First, have you been aroundher long enough to determine how she functions with or without the aids? Do you know the difference between older and newer models? (besides the outrageous price?) Do you know for a fact that she WANTS to interact?

Living with someone provides insight into their character, wishes and desires that visitors may never see or observe.

First, experience with folks who have hearing aids will reveal that many won't wear them, new or old, cutting edge technology or not. They're not easy to insert and not easy to remove.

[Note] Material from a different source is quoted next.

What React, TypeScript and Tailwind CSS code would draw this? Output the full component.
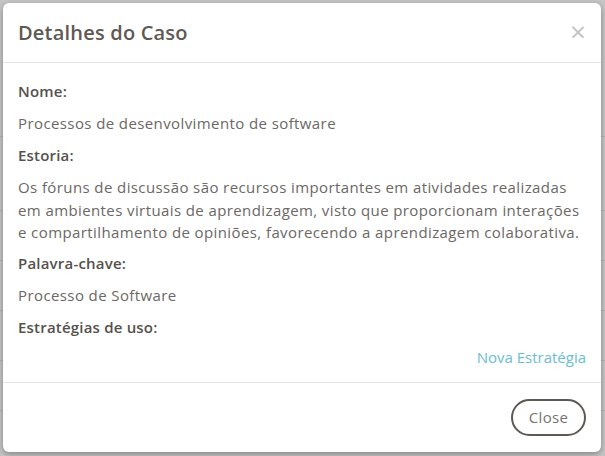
import React from "react";

export default function App() {
  const font = { fontFamily: '"Open Sans", "Noto Sans", sans-serif' };
  return (
    <div className="relative w-[605px] h-[456px] overflow-hidden bg-[#c6c6c6]" style={font}>
      {/* dimmed page behind */}
      <div className="absolute inset-0 flex flex-col">
        <div className="h-[137px] border-b border-[#b4b4b4]" />
        <div className="h-[74px] border-b border-[#b4b4b4]" />
        <div className="h-[50px] border-b border-[#b4b4b4]" />
        <div className="h-[50px] border-b border-[#b4b4b4]" />
        <div className="h-[50px] border-b border-[#b4b4b4]" />
        <div className="h-[50px] border-b border-[#b4b4b4]" />
      </div>
      <div className="absolute left-[3px] top-[3px] w-[598px] h-[449px] bg-white rounded-[6px] shadow-[0_2px_6px_rgba(0,0,0,0.35)] flex flex-col">
        <div className="h-[60px] flex items-center justify-between pl-[15px] pr-[15px] border-b border-[#e5e5e5]">
          <h4 className="text-[20px] font-semibold text-[#5e5954] tracking-[0.2px]">Detalhes do Caso</h4>
          <span className="text-[28px] leading-none text-[#c4c4c4] -mt-[3px]">×</span>
        </div>
        <div className="flex flex-col pl-[15px] pr-[15px] pt-[15px] text-[15px] text-[#6b6865] tracking-[0.4px]">
          <div className="h-[27px] leading-[27px] font-semibold text-[#55514d] tracking-[0.2px]">Nome:</div>
          <div className="mt-[5px] h-[27px] leading-[27px]">Processos de desenvolvimento de software</div>
          <div className="mt-[5px] h-[27px] leading-[27px] font-semibold text-[#55514d] tracking-[0.2px]">Estoria:</div>
          <div className="mt-[5px] leading-[22.5px] py-[2px]">
            Os fóruns de discussão são recursos importantes em atividades realizadas em ambientes virtuais de aprendizagem, visto que proporcionam interações e compartilhamento de opiniões, favorecendo a aprendizagem colaborativa.
          </div>
          <div className="mt-[4px] h-[27px] leading-[27px] font-semibold text-[#55514d] tracking-[0.2px]">Palavra-chave:</div>
          <div className="mt-[5px] h-[27px] leading-[27px]">Processo de Software</div>
          <div className="mt-[5px] h-[27px] leading-[27px] font-semibold text-[#55514d] tracking-[0.2px]">Estratégias de uso:</div>
          <div className="h-[28px] leading-[28px] text-right text-[#6bbdd3] mt-[2px] tracking-[0px]">Nova Estratégia</div>
        </div>
        <div className="mt-auto h-[70px] border-t border-[#e5e5e5] flex items-center justify-end pr-[15px]">
          <button className="w-[75px] h-[37px] rounded-full border-2 border-[#5e5954] text-[15px] text-[#77736f] bg-white tracking-[0.3px]">Close</button>
        </div>
      </div>
    </div>
  );
}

And the batteries have to be changed frequently. Sometimes it's hard for older hands to manipulate little hearing aid batteries and devices. Sometimes they just get tired of trying. Sometimes as life becomes more challenging, they lost interest in interacting.

This is what you're not seeing and why you're worried about "starting WWIII" - you have your opinion but your brother has experience.

That's not a criticism, but you have to rely on his experience with some aspects of care with which you're not familiar.

And trying to convince him to accept your suggestions is only going to antagonize him.

Step back, learn, and be an apprentice before you become a master. I remember that famous scene in Star Wars when Yoda shakes his head at Luke Skywalker, who hasn't yet learned that Yoda has much more life experience and wisdom than "Young Skywalker" has.